Required task -
Line by line, repeat the data below exactly, beginning at the first line and ending at the line with "ChevronRight, Star, CircleX". Omit pictures.

Source material -

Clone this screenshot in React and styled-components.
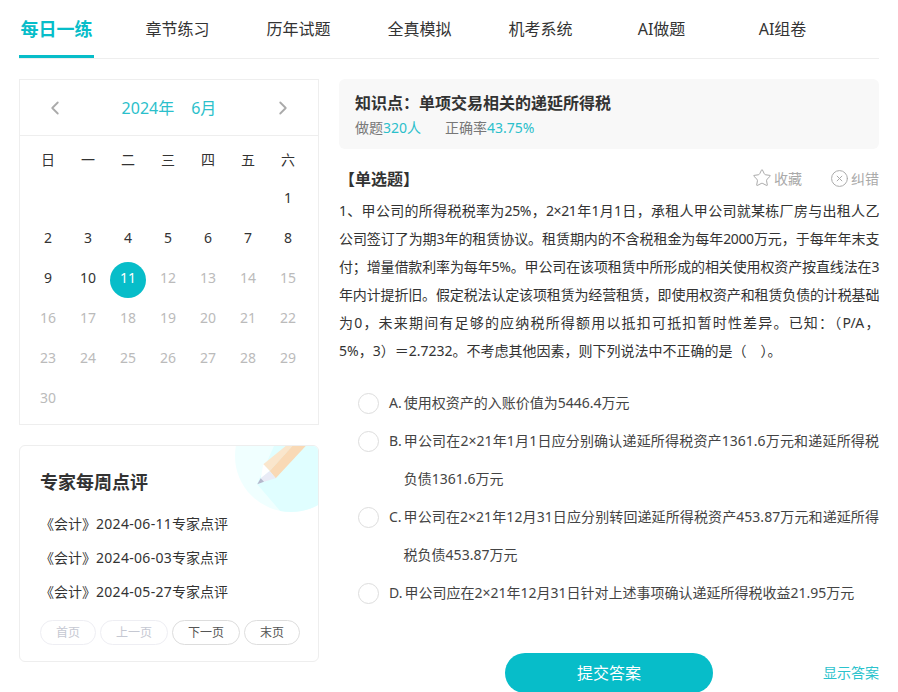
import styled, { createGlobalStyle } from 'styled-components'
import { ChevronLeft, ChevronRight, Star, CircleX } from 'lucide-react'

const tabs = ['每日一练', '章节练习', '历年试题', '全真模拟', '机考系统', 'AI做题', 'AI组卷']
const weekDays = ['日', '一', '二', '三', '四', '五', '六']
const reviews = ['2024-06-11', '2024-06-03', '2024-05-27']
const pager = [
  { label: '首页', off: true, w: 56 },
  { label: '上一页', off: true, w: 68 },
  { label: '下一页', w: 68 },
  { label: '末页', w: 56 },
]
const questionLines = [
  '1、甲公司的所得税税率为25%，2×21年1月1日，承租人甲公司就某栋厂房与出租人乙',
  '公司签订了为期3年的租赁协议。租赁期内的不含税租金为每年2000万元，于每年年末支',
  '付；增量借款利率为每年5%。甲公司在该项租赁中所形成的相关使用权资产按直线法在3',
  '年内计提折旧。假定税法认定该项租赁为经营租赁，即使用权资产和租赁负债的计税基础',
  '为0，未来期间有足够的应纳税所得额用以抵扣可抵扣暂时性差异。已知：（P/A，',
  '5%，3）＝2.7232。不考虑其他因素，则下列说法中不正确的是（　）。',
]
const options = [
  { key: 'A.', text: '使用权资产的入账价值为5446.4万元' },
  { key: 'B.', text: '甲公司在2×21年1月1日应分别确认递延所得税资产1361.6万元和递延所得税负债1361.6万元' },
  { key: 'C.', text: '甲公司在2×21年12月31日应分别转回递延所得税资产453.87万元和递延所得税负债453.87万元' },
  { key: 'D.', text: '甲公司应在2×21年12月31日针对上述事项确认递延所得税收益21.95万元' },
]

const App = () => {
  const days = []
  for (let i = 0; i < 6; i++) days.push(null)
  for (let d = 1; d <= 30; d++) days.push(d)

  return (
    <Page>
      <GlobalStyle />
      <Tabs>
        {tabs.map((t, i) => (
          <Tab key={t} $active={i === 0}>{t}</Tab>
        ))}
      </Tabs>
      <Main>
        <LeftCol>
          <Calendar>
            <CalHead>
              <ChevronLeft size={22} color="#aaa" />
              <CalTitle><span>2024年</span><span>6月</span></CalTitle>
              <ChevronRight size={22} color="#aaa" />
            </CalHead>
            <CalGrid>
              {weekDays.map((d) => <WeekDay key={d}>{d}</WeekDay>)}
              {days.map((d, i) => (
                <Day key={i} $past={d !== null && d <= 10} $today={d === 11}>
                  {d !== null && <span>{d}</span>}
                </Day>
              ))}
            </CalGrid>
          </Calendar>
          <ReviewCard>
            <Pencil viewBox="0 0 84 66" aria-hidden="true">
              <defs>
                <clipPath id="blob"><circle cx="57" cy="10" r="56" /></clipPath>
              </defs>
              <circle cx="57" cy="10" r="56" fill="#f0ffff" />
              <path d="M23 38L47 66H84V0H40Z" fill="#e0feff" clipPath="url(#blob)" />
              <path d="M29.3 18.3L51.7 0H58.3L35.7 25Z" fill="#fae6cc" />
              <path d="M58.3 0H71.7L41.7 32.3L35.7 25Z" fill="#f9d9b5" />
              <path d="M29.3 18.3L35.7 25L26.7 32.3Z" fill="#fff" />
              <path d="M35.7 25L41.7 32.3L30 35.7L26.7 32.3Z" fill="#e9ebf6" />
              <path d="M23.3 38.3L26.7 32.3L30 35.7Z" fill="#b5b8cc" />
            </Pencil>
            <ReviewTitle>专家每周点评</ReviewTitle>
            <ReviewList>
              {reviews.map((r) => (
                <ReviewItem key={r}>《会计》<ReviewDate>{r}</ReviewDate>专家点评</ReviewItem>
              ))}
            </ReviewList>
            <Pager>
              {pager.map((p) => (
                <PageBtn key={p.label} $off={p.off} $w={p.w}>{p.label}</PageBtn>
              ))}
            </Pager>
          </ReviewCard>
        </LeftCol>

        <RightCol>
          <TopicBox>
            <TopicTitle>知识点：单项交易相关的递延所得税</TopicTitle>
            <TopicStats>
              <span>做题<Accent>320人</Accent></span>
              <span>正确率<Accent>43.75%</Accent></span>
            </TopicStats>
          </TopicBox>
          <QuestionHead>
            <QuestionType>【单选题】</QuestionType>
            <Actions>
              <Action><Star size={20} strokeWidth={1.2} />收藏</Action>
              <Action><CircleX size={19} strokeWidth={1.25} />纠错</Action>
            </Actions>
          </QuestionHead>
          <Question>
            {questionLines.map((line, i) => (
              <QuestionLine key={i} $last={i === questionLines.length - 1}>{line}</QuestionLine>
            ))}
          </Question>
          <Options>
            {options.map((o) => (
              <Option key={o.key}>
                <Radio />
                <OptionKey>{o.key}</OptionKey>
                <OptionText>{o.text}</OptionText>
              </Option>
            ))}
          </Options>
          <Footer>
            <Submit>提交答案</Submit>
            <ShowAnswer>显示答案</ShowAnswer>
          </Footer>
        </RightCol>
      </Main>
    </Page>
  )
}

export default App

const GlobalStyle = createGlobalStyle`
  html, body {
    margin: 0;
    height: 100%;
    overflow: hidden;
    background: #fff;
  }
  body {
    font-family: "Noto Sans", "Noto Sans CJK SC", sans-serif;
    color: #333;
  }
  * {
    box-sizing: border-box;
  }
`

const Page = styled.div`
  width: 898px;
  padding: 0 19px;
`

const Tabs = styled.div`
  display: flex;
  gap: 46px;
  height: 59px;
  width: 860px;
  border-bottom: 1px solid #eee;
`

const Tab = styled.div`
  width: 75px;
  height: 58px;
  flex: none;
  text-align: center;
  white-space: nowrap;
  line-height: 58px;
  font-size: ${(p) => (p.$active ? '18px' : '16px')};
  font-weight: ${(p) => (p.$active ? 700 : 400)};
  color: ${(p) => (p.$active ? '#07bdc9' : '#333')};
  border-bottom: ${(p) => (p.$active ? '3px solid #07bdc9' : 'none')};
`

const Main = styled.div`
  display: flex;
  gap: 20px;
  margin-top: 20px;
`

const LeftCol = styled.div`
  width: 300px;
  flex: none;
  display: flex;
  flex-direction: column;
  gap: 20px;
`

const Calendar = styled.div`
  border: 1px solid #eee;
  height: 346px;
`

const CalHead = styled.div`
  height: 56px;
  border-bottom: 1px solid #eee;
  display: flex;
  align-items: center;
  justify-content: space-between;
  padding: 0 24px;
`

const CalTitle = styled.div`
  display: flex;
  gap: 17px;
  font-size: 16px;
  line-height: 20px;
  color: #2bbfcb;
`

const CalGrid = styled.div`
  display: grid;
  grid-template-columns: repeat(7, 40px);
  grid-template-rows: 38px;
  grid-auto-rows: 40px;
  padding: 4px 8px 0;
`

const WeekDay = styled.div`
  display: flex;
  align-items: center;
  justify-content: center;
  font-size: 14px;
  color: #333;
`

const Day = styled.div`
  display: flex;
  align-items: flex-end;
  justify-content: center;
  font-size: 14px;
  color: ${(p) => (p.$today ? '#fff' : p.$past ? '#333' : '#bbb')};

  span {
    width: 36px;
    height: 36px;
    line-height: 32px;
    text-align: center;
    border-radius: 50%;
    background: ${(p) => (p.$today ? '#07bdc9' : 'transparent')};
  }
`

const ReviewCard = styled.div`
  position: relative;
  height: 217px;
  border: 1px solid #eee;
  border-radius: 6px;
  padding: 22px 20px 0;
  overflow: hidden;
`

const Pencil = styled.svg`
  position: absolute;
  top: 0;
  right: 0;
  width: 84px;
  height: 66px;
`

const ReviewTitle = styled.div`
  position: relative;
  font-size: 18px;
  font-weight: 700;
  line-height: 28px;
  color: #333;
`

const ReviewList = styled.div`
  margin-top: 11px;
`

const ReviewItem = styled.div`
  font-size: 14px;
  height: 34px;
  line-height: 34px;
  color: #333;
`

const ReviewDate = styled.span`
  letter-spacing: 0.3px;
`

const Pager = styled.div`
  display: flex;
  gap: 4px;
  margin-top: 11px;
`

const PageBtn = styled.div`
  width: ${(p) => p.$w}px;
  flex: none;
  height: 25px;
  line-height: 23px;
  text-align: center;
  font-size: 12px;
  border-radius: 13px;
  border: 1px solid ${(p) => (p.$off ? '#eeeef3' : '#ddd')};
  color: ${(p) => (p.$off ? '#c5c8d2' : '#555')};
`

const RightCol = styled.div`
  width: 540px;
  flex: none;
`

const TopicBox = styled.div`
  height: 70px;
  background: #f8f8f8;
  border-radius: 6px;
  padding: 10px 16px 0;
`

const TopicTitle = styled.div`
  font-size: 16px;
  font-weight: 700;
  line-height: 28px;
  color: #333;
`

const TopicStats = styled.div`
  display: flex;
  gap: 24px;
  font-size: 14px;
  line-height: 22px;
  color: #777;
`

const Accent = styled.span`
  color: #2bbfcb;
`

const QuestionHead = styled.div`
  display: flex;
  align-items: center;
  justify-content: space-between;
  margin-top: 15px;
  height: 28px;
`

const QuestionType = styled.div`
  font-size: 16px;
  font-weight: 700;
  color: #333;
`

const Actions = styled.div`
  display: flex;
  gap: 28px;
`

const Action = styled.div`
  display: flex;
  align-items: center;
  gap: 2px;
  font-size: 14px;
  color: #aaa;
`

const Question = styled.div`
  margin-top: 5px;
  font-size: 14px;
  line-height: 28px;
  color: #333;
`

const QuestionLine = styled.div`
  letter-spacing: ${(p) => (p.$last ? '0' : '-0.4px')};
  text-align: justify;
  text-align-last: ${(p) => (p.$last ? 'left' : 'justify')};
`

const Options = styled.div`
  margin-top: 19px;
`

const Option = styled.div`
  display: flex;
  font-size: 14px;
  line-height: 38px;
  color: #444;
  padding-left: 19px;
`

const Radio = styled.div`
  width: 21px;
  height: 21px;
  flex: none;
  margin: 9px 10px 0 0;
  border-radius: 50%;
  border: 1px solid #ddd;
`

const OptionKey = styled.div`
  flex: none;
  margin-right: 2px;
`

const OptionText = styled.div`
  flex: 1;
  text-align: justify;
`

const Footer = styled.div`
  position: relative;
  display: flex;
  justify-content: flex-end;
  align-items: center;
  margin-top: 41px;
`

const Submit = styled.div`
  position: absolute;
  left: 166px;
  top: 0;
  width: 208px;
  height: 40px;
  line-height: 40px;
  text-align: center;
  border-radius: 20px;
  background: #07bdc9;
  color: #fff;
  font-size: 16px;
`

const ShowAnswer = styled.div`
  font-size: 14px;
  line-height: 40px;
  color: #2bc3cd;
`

Task output -
Clone this screenshot in React and styled-components.
import styled, { createGlobalStyle } from 'styled-components'
import { ChevronLeft, ChevronRight, Star, CircleX } from 'lucide-react'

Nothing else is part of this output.